Going forward, the best practice is simple: use dynamic QR codes for anything expensive to reprint, distributed at scale, or likely to need future updates. That includes packaging, menus, storefront displays, event graphics, manuals, labels, and evergreen promotional materials.
What are the best practices for editing QR code links after printing without causing problems?
Start by confirming ownership and access. Before making any changes, make sure your team controls the QR code management account, the redirect domain, and the final destination page. One of the most common operational failures is not the edit itself, but losing access to the platform or relying on a vendor-owned account that later expires. Stable ownership matters just as much as the QR code type.
Next, test the new destination thoroughly before publishing the update. Open it on both iPhone and Android devices, verify that the page loads quickly over mobile data, and check that the experience matches the context where the code appears.
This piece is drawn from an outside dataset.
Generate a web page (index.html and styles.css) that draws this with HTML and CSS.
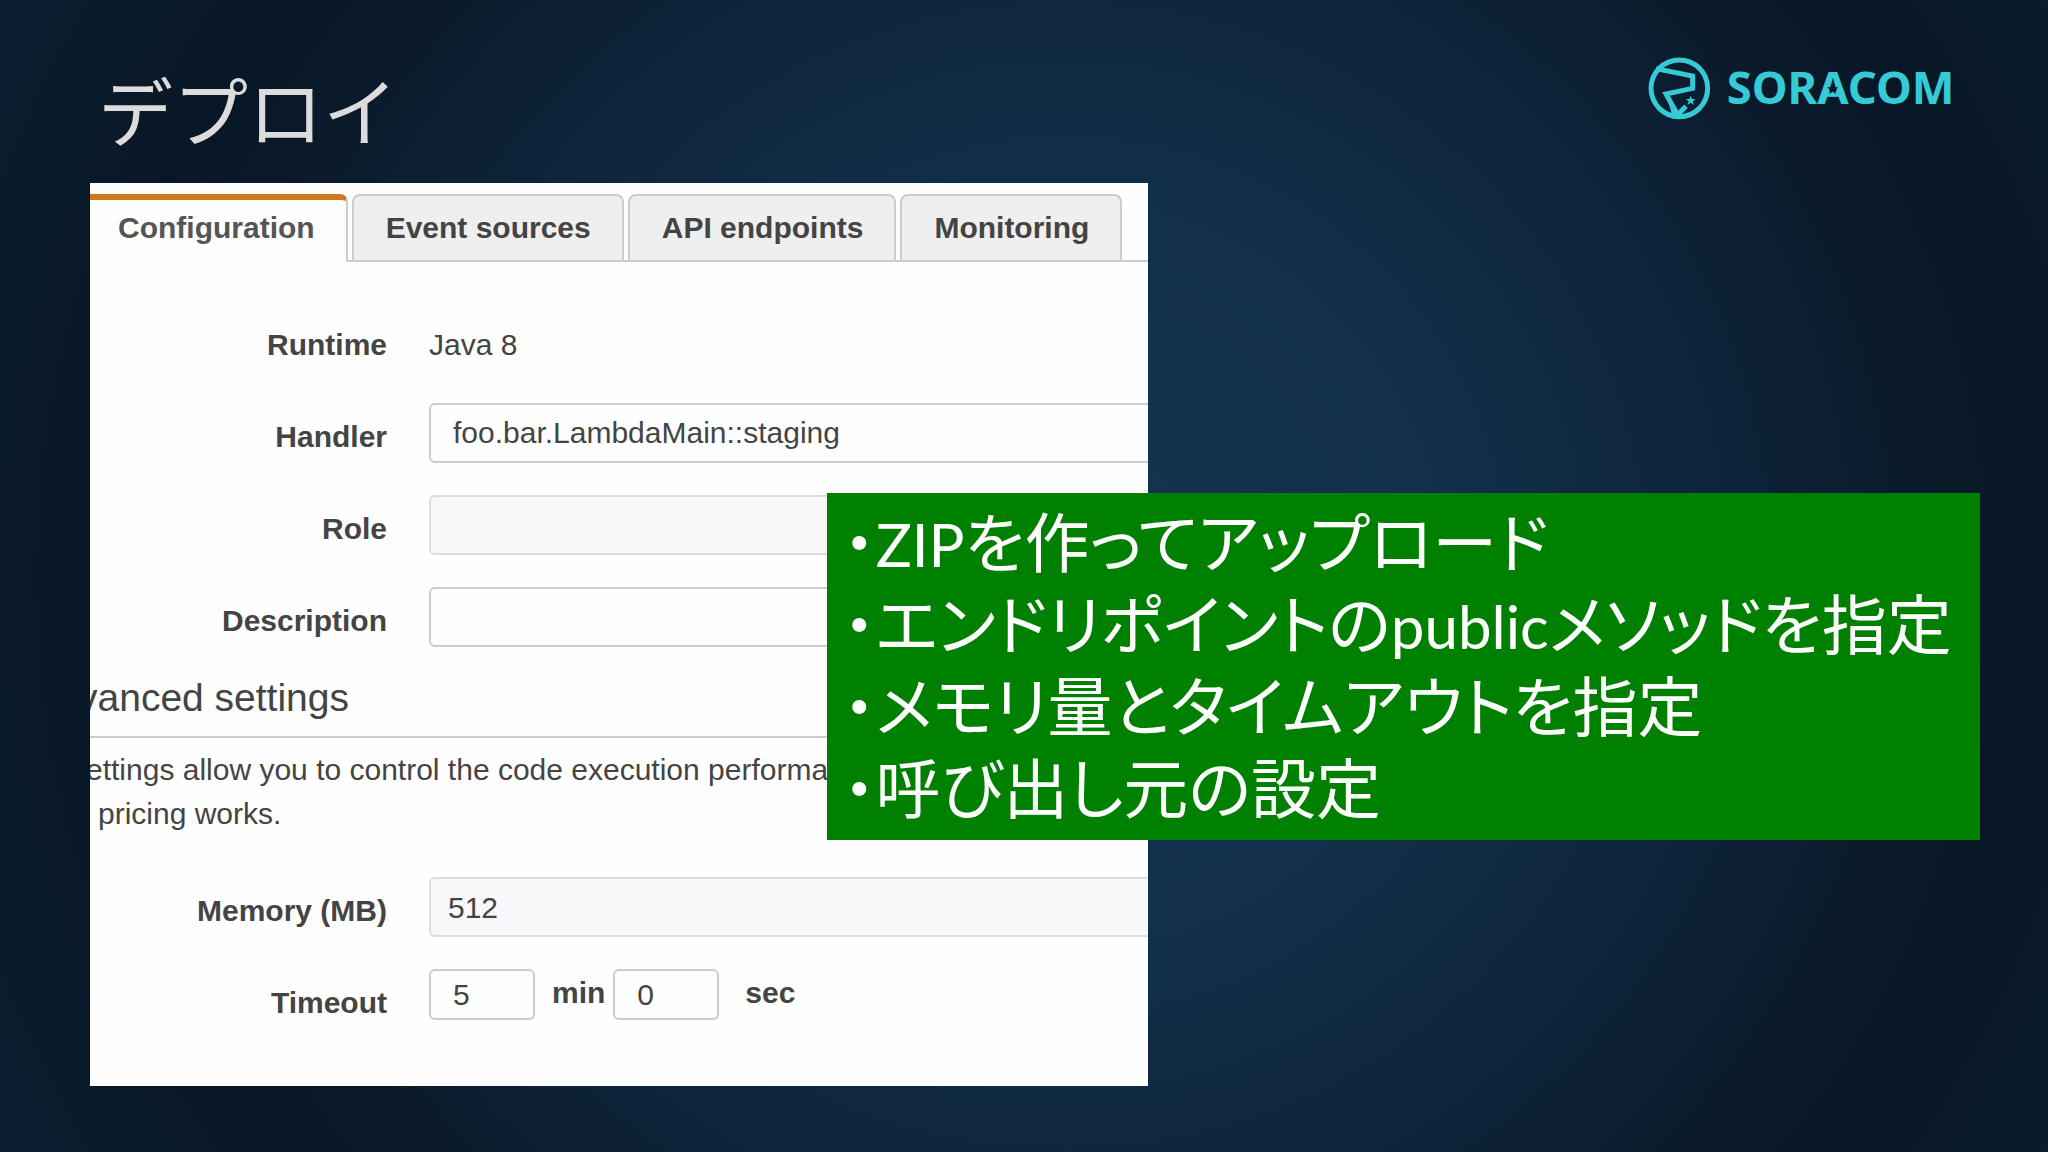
FILE: index.html
```html
<!DOCTYPE html>
<html lang="ja">
<head>
    <meta charset="UTF-8">
    <meta name="viewport" content="width=device-width, initial-scale=1.0">
    <title>デプロイ</title>
    <link rel="stylesheet" href="styles.css">
</head>
<body>
    <div class="slide">
        <header class="slide-header">
            <h1>デプロイ</h1>
            <svg class="logo" viewBox="54 50 960 195" role="img" aria-label="SORACOM">
                <circle cx="148" cy="147" r="85" fill="none" stroke="#35cbd6" stroke-width="15"/>
                <path d="M78 88 L188 110 V147 L108 164 L143 226 L168 201" fill="none" stroke="#35cbd6" stroke-width="15"/>
                <path d="M112 178 L162 238 L130 238 Z" fill="#35cbd6"/>
                <path d="M182 169 l4 10 11 0 -9 7 4 11 -10 -7 -10 7 4 -11 -9 -7 11 0z" fill="#35cbd6"/>
                <text class="logo-text" x="290" y="194">SORACOM</text>
                <path class="logo-star" d="M608 132 l4 12 13 0 -10 8 4 13 -11 -8 -11 8 4 -13 -10 -8 13 0z"/>
            </svg>
        </header>

        <main class="content">
            <section class="console">
                <nav class="tabs">
                    <button class="tab active" type="button">Configuration</button>
                    <button class="tab" type="button">Event sources</button>
                    <button class="tab" type="button">API endpoints</button>
                    <button class="tab" type="button">Monitoring</button>
                </nav>
                <form class="settings">
                    <div class="rows">
                        <div class="row">
                            <span class="label">Runtime</span>
                            <span class="value">Java 8</span>
                        </div>
                        <div class="row">
                            <label class="label" for="handler">Handler</label>
                            <input class="field" id="handler" type="text" value="foo.bar.LambdaMain::staging">
                        </div>
                        <div class="row">
                            <label class="label" for="role">Role</label>
                            <select class="field" id="role"><option></option></select>
                        </div>
                        <div class="row">
                            <label class="label" for="description">Description</label>
                            <input class="field" id="description" type="text">
                        </div>
                    </div>

                    <h2>vanced settings</h2>
                    <div class="help">
                        <p>ettings allow you to control the code execution performa</p>
                        <p class="help-end">pricing works.</p>
                    </div>

                    <div class="rows">
                        <div class="row">
                            <label class="label" for="memory">Memory (MB)</label>
                            <select class="field" id="memory"><option>512</option></select>
                        </div>
                        <div class="row">
                            <label class="label" for="minutes">Timeout</label>
                            <div class="timeout">
                                <input class="field small" id="minutes" type="text" value="5">
                                <label class="unit" for="minutes">min</label>
                                <input class="field small" id="seconds" type="text" value="0">
                                <label class="unit last" for="seconds">sec</label>
                            </div>
                        </div>
                    </div>
                </form>
            </section>

            <div class="note">
                <p>・<span class="latin">ZIP</span>を作ってアップロード</p>
                <p>・エンドリポイントの<span class="latin">public</span>メソッドを指定</p>
                <p>・メモリ量とタイムアウトを指定</p>
                <p>・呼び出し元の設定</p>
            </div>
        </main>
    </div>
</body>
</html>
```

FILE: styles.css
```css
* {
    box-sizing: border-box;
}

body {
    margin: 0;
    font-family: "Liberation Sans", Arial, sans-serif;
    font-size: 30px;
    color: #444;
}

h1, h2, p {
    margin: 0;
    font-weight: normal;
}

.slide {
    min-height: 100vh;
    padding: 56px 68px 66px 90px;
    background: radial-gradient(60% 105% at 52% 50%, #14344f 0%, #12304b 30%, #0e2339 55%, #0a1a2a 70%, #081725 80%, #0b1f31 100%);
}

/* header */
.slide-header {
    display: flex;
    justify-content: space-between;
    align-items: flex-start;
    height: 127px;
}

.slide-header h1 {
    padding-left: 8px;
    font-family: "Noto Sans CJK JP", sans-serif;
    font-size: 75px;
    line-height: 106px;
    color: #dcdcdc;
}

.logo {
    width: 320px;
    height: 65px;
    margin-right: 12px;
}

.logo-text {
    font-family: "Noto Sans", sans-serif;
    font-size: 136px;
    font-weight: 700;
    fill: #35cbd6;
}

.logo-star {
    fill: #0a1928;
}

.content {
    position: relative;
}

/* settings panel */
.console {
    width: 56%;
    padding: 11px 0 57px;
    background: #fefefe;
    overflow: hidden;
}

.tabs {
    display: flex;
    gap: 4px;
    border-bottom: 2px solid #ccc;
}

.tab {
    height: 66px;
    padding: 0 31px 0 32px;
    border: 2px solid #ccc;
    border-bottom: none;
    border-radius: 8px 8px 0 0;
    background: #efefef;
    font-family: inherit;
    font-size: 30px;
    font-weight: bold;
    color: #444;
    white-space: nowrap;
}

.tab.active {
    height: 68px;
    margin-bottom: -2px;
    padding: 0 31px 6px 28px;
    border-top: 6px solid #cf7a1e;
    border-left: none;
    border-top-left-radius: 0;
    background: #fefefe;
    color: #555;
}

.settings {
    padding-top: 49px;
}

.rows {
    display: grid;
    gap: 32px;
}

.row {
    display: grid;
    grid-template-columns: 297px 1fr;
    column-gap: 42px;
    height: 60px;
    line-height: 60px;
}

.label {
    padding-top: 4px;
    font-weight: bold;
    text-align: right;
}

.value {
    padding-top: 4px;
}

/* the wide fields run on past the edge of the panel */
.field {
    height: 60px;
    margin: 0 -8px 0 0;
    padding: 0 22px;
    border: 2px solid #ccc;
    border-radius: 6px;
    background: #fefefe;
    font-family: inherit;
    font-size: 30px;
    color: #444;
}

select.field {
    appearance: none;
    padding: 0 17px;
    border-color: #ddd;
    background: #f8f7fa;
}

.field.small {
    width: 106px;
    height: 51px;
    margin: 0;
}

.timeout {
    display: flex;
    align-items: flex-start;
}

.unit {
    padding: 0 8px 0 17px;
    line-height: 48px;
    font-weight: bold;
}

.unit.last {
    padding-left: 26px;
}

h2 {
    margin: 29px 0 10px;
    padding-bottom: 16px;
    border-bottom: 2px solid #ccc;
    font-size: 39px;
    line-height: 44px;
    text-indent: -12px;
}

.help {
    margin-bottom: 41px;
    line-height: 44px;
    text-indent: -4px;
    white-space: nowrap;
}

.help-end {
    text-indent: 8px;
}

/* callout lying over the panel */
.note {
    position: absolute;
    top: 310px;
    right: 0;
    width: 61%;
    padding: 5px 16px 14px;
    background: #008000;
    color: #fff;
    font-family: "Noto Sans CJK JP", sans-serif;
    font-size: 65px;
    font-feature-settings: "palt";
    line-height: 82px;
    white-space: nowrap;
}

.latin {
    font-family: Lato, sans-serif;
    font-size: 60px;
    line-height: 1;
}
```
Someone scanning from packaging in a store, from a menu at a table, or from a sign on a sidewalk needs a frictionless mobile page, not a desktop-heavy destination or a generic homepage.
It is also smart to preserve analytics continuity. If you are changing the link to improve tracking, use consistent naming conventions, campaign parameters, and reporting structures so performance remains comparable over time. Document when the change was made, why it was made, and which printed placements are affected. This helps interpret scan data correctly, especially when one QR code remains in circulation across multiple campaigns or locations.
Finally, think strategically about user experience. Do not send returning scanners to irrelevant content just because the destination is editable. Match the new page to the promise implied by the printed material. A QR code on a user manual should still lead to support-oriented content. A code on product packaging should still feel product-specific. The ability to edit after printing is powerful, but the best results come from using that flexibility carefully, with testing, clear governance, and a long-term plan for redirects, analytics, and content maintenance.